CONSTRAIN scientists contributed to the landmark Sherwood et al. (2020) assessment of climate sensitivity, narrowing the likely range of Equilibrium Climate Sensitivity (ECS) to 2.3–4.5K. The high estimates of ECS in CMIP6 models compared to CMIP5 are likely due to changes in mixed phase cloud processes and Antarctic sea ice representation.

Step changes in the quantification of Effective Radiative Forcing (ERF) were set out in the project’s first KGSIR, including a method to calculate ERF from climate model simulations keeping SST constant, which can be applied to a large range of climate drivers and is important for understanding climate change. Historical ERF has also been constrained to a range representing an almost 40% reduction compared to that of IPCC AR5, suggesting ERF may be too small in up to one-third of CMIP5 climate models.

Advances made on the understanding of rapid adjustments were set out in a second KGSIR. Including improvements to anthropogenic aerosol representation, forcing and feedbacks in climate models; and a narrowing of the range of aerosol forcing compared to CMIP5.

The new Silicone pathway tool has delivered improved climate projections by allowing Integrated Assessment Models to include emissions of a broad range of species, rather than just CO2 and CH4. Silicone is now being used widely in major climate assessments and to inform policy decisions.

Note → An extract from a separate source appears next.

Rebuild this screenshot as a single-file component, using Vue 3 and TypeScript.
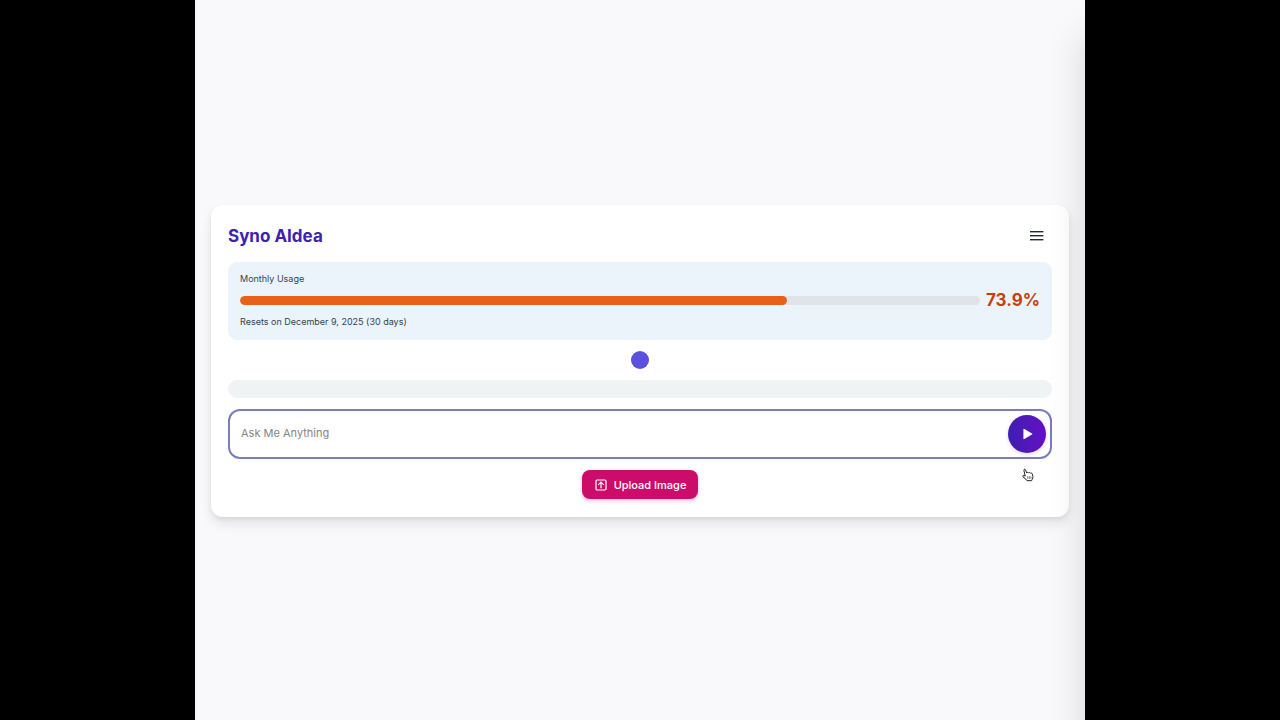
<script setup lang="ts">
import { ref } from 'vue'

const usage = ref(73.9)
const resetDate = ref('December 9, 2025')
const daysLeft = ref(30)
const prompt = ref('')
</script>

<template>
  <div class="backdrop">
    <div class="stage">
      <main class="card">
        <header class="header">
          <h1 class="title">Syno AIdea</h1>
          <button class="menu" type="button" aria-label="Menu">
            <svg width="14" height="10" viewBox="0 0 14 10" fill="#1f2937">
              <rect y="0" width="13.4" height="1.4" />
              <rect y="4" width="13.4" height="1.4" />
              <rect y="8" width="13.4" height="1.4" />
            </svg>
          </button>
        </header>

        <section class="usage">
          <p class="note">Monthly Usage</p>
          <div class="meter">
            <div class="track">
              <div class="fill" :style="{ width: usage + '%' }"></div>
            </div>
            <strong class="percent">{{ usage }}%</strong>
          </div>
          <p class="note">Resets on {{ resetDate }} ({{ daysLeft }} days)</p>
        </section>

        <div class="dot"></div>
        <div class="output"></div>

        <form class="ask" @submit.prevent>
          <input v-model="prompt" class="field" type="text" placeholder="Ask Me Anything" aria-label="Ask Me Anything" />
          <button class="send" type="submit" aria-label="Send">
            <svg width="10" height="12" viewBox="0 0 10 12">
              <path d="M.8 1.1 9.2 6 .8 10.9Z" fill="#fff" stroke="#fff" stroke-width=".7" stroke-linejoin="round" />
            </svg>
          </button>
          <svg class="pointer" width="12" height="14" viewBox="0 0 12 14" aria-hidden="true">
            <path
              d="M3.2 8.1 1.9 2.3C1.7 1.2 3.1.8 3.5 1.8L4.7 5C5.1 4.2 6.3 4.2 6.6 4.9 7.1 4.3 8.2 4.5 8.5 5.2 9.2 4.8 10.1 5.1 10.3 6L10.9 8.6C11.1 9.7 10.7 10.5 10.2 11.4L9.6 12.7H5L3.8 11.1 1 8.8C.2 8 1.1 7 2 7.4Z"
              fill="#fff" stroke="#222" stroke-width="1" stroke-linejoin="round" />
            <path d="M5.7 8.3v2.6M7.3 8.3v2.6M8.9 8.3v2.6" stroke="#444" stroke-width=".7" />
          </svg>
        </form>

        <button class="upload" type="button">
          <svg width="12" height="12" viewBox="0 0 12 12" fill="none" stroke="#fff" stroke-width="1.2">
            <rect x="1" y="1" width="10" height="10" rx="1.2" />
            <path d="M6 9.3V3.3M3.2 5.8 6 3l2.8 2.8" />
          </svg>
          <span>Upload Image</span>
        </button>
      </main>
      <aside class="drawer" aria-hidden="true"></aside>
    </div>
  </div>
</template>

<style>
body {
  background: #000;
}
</style>

<style scoped>
.backdrop {
  min-height: 100vh;
  display: flex;
  justify-content: center;
  background: #000;
  font-family: Inter, "Liberation Sans", sans-serif;
}
.stage {
  position: relative;
  box-sizing: border-box;
  width: 100%;
  max-width: 890px;
  padding: 18px 16px 16px;
  display: flex;
  align-items: center;
  overflow: hidden;
  background: #f9f9fb;
}
.card {
  box-sizing: border-box;
  flex: 1;
  min-width: 0;
  padding: 17px 17px 18px;
  display: flex;
  flex-direction: column;
  gap: 11px;
  background: #fff;
  border-radius: 12px;
  box-shadow: 0 7px 12px rgba(0, 0, 0, 0.09), 0 2px 4px rgba(0, 0, 0, 0.06);
}
.header {
  height: 28px;
  padding-bottom: 1px;
  display: flex;
  align-items: center;
  justify-content: space-between;
}
.title {
  margin: 0;
  font-size: 17px;
  line-height: 24px;
  font-weight: 700;
  color: #3b22b0;
}
button {
  border: 0;
  padding: 0;
  font: inherit;
  cursor: pointer;
}
.menu {
  width: 30px;
  height: 28px;
  display: grid;
  place-items: center;
  background: transparent;
}
.usage {
  box-sizing: border-box;
  padding: 11px 12px 12px;
  background: #ebf4fb;
  border-radius: 9px;
}
.note {
  margin: 0;
  font-size: 9px;
  line-height: 12px;
  color: #374151;
}
.meter {
  height: 30px;
  padding-bottom: 1px;
  display: flex;
  align-items: center;
  gap: 6px;
}
.track {
  flex: 1;
  height: 9px;
  overflow: hidden;
  background: #e0e4e8;
  border-radius: 5px;
}
.fill {
  height: 100%;
  background: #e8611a;
  border-radius: 5px;
}
.percent {
  font-size: 17px;
  line-height: 24px;
  font-weight: 700;
  color: #c5400f;
}
.dot {
  align-self: center;
  width: 18px;
  height: 18px;
  border-radius: 50%;
  background: #5b50e0;
}
.output {
  height: 18px;
  border-radius: 9px;
  background: #f0f3f4;
}
.ask {
  position: relative;
  box-sizing: border-box;
  height: 50px;
  padding: 0 4px 0 11px;
  display: flex;
  align-items: center;
  border: 2px solid #7b7cc0;
  border-radius: 12px;
  background: #fff;
}
.field {
  flex: 1;
  min-width: 0;
  height: 44px;
  padding: 0 0 2px;
  border: 0;
  outline: 0;
  background: transparent;
  font: 400 11px/18px Inter, "Liberation Sans", sans-serif;
  color: #1f2937;
}
.field::placeholder {
  color: #858585;
  opacity: 1;
}
.send {
  width: 38px;
  height: 38px;
  padding-left: 2px;
  display: grid;
  place-items: center;
  border-radius: 50%;
  background: linear-gradient(90deg, #3d1fb0, #6510c4);
  box-shadow: 0 2px 4px rgba(80, 30, 180, 0.15);
}
.pointer {
  position: absolute;
  right: 16px;
  bottom: -25px;
}
.upload {
  align-self: center;
  height: 29px;
  padding: 0 12px 0 13px;
  display: flex;
  align-items: center;
  gap: 7px;
  border-radius: 8px;
  background: #cb0c6b;
  box-shadow: 0 2px 4px rgba(203, 12, 107, 0.25);
  color: #fff;
  font-size: 11px;
  line-height: 18px;
  font-weight: 500;
}
.drawer {
  position: absolute;
  top: 0;
  bottom: 0;
  left: 100%;
  width: 280px;
  box-shadow: 0 36px 36px rgba(0, 0, 0, 0.15);
}
</style>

CONSTRAIN’s robust estimate of and framework for calculating the remaining global carbon budget is increasing understanding of the concept among stakeholder communities and providing a strong platform for future communications efforts. Updates to the remaining global carbon budget are provided in the annual Zero In reports alongside additional information and context on the concept.

Investigation of the latest (CMIP6) climate models, comparing the model results with temperature observations, have found that most of the models with high ECS values also overestimate recent warming trends,
indicating that their future temperature projections are also too high (Zero In 2).

Near-term warming rates have also been investigated further using climate emulators and more complex climate models, highlighting how strong climate action limit the amount of overall warming and slow down warming rates in coming decades.

The CONSTRAIN and IPCC Emulator workshop in 2021 harnessed expertise from across the scientific community to highlight the use of climate model emulators in AR6

Time-evolving feedbacks have been investigated using a climate emulator. Results show how different strengths of climate feedback form differences in global temperatures of up to 1°C by 2050. Implications for warming rates, regional temperature change, and rainfall patterns. This work is a first step in providing clarity on how temperatures and rainfall will respond to future emissions.

CONSTRAIN is ambitious about knowledge transfer, and adapted well to pandemic restrictions, reaching new audiences through the 2020 virtual UNFCCC Climate Dialogues, Commission-organised knowledge transfer events and cross-project events in place of the postponed COP26. CONSTRAIN then launched Zero In 3 at COP26 in 2021.

New scientific opportunities arose regarding the climate impact of COVID-19, using novel techniques and tools developed as part of the project, Silicone tool and the use of widely available mobility data. This attracted widespread interest and increased CONSTRAIN’s external profile, attracting considerable media attention.